**Aim of the task:**
Work through the data line by line, gathering every line that has the word "styles".

**Dataset excerpt:**
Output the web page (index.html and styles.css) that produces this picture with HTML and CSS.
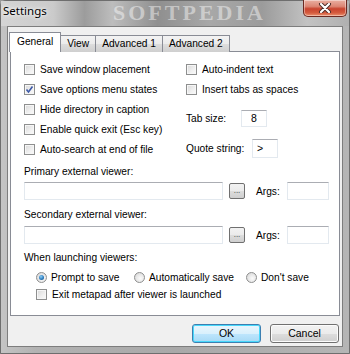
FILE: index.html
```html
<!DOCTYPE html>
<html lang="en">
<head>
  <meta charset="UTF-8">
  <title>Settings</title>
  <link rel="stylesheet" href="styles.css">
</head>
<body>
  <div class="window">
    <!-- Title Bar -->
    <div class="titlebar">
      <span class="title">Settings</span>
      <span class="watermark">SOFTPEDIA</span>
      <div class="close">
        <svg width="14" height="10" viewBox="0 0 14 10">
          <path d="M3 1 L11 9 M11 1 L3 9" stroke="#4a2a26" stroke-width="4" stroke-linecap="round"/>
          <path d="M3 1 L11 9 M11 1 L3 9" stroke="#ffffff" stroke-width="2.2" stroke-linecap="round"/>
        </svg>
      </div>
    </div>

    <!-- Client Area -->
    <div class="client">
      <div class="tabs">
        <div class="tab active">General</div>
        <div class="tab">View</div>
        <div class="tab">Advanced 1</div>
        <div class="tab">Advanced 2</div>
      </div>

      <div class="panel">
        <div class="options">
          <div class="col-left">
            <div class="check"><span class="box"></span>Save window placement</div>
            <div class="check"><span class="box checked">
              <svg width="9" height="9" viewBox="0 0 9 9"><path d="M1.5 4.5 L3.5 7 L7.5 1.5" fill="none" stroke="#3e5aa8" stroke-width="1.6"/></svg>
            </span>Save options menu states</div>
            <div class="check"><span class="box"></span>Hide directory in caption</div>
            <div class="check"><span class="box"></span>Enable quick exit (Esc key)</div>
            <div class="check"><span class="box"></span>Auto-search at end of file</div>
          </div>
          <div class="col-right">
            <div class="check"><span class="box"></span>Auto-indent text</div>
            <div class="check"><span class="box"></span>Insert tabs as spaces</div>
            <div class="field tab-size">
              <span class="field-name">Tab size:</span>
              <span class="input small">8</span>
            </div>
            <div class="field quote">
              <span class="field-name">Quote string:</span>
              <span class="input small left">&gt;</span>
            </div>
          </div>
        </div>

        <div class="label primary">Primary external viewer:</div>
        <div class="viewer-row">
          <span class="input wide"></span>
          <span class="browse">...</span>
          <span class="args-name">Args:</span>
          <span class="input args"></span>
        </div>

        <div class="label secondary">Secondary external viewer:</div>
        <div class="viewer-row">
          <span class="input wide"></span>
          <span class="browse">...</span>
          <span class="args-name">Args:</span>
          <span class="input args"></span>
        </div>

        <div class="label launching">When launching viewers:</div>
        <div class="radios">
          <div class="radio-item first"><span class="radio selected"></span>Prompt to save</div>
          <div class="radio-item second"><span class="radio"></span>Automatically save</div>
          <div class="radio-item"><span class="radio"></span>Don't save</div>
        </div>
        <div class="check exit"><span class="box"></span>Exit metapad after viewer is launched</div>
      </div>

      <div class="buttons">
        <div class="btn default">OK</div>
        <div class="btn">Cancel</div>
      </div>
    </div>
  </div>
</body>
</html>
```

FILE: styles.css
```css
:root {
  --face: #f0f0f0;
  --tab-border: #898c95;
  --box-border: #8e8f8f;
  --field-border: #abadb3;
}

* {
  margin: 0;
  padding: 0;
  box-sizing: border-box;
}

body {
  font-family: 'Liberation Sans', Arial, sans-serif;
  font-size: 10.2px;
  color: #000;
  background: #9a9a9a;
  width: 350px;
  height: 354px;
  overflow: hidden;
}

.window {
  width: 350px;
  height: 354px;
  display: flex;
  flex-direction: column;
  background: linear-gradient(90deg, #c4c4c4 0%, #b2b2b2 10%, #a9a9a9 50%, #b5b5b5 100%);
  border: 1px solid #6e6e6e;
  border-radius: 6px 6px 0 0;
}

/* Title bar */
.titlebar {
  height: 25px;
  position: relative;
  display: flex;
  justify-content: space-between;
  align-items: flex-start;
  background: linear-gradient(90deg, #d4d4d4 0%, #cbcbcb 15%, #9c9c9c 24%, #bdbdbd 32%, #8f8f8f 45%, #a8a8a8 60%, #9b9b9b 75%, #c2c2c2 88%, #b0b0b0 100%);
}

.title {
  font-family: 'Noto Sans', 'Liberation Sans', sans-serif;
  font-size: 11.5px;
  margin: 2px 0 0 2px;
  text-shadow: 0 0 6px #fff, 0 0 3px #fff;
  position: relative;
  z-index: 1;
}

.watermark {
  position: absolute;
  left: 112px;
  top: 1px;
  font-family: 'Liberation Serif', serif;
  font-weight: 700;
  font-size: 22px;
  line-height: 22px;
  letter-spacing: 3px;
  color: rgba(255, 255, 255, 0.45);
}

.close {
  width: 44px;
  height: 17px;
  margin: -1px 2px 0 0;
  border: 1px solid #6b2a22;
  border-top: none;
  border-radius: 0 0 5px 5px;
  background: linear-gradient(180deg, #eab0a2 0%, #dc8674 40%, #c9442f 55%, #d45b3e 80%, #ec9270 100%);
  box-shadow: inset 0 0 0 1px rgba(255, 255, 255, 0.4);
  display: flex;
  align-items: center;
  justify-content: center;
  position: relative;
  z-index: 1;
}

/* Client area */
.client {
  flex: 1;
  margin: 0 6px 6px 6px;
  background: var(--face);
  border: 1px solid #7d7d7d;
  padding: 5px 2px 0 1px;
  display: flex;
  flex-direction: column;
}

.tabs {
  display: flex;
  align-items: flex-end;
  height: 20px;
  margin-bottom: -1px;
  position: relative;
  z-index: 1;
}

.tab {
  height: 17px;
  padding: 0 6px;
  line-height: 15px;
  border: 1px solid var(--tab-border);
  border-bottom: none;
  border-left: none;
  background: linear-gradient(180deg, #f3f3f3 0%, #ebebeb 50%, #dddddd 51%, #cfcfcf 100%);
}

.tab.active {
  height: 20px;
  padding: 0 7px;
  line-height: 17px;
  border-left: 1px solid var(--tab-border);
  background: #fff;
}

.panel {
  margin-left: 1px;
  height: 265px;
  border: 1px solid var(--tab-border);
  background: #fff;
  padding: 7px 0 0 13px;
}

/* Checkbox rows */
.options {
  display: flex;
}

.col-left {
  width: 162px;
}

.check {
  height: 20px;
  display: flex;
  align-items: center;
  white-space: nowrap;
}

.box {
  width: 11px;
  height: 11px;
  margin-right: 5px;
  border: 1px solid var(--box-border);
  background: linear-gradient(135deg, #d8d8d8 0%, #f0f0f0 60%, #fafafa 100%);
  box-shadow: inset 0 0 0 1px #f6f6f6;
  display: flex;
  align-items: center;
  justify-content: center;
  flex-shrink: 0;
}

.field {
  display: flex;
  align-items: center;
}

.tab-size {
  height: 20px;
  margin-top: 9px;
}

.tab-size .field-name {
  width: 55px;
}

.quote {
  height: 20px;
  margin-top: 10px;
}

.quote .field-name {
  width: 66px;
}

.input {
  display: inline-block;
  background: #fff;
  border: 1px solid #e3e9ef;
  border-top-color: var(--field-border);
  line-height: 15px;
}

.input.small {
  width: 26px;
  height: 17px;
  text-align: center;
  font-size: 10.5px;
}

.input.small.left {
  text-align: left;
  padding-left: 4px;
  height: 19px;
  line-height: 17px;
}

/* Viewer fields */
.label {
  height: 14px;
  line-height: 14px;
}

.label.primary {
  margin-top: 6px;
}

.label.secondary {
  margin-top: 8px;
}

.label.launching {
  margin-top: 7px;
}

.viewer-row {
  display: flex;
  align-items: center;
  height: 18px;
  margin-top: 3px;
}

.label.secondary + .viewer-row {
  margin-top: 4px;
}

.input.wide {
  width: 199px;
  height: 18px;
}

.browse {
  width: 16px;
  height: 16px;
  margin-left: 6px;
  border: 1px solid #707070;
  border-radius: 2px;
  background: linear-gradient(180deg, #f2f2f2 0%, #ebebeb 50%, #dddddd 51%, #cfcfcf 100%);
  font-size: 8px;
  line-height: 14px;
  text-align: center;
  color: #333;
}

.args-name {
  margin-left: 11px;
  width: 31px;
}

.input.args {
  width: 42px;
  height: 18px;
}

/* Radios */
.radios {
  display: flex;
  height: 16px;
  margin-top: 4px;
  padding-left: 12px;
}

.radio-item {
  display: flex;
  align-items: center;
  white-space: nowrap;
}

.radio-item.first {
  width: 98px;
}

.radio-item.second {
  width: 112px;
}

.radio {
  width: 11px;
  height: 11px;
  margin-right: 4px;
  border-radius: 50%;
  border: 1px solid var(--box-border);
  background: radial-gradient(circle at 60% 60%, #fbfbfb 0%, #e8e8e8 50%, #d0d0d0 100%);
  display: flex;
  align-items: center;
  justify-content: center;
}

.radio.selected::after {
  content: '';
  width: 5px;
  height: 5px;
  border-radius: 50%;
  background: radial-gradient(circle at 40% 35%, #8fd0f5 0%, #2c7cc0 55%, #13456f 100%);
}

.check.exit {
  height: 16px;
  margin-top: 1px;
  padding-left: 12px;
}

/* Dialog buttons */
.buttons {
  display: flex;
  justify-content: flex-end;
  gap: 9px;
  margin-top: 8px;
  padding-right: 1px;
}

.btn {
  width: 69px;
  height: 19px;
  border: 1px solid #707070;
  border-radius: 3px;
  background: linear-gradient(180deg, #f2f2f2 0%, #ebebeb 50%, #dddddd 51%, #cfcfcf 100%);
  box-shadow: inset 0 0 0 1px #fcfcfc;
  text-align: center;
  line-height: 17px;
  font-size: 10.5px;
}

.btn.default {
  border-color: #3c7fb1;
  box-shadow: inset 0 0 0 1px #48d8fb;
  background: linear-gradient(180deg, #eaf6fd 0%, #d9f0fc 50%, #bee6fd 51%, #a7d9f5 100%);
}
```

**Expected output:**
Output the web page (index.html and styles.css) that produces this picture with HTML and CSS.
  <link rel="stylesheet" href="styles.css">
FILE: styles.css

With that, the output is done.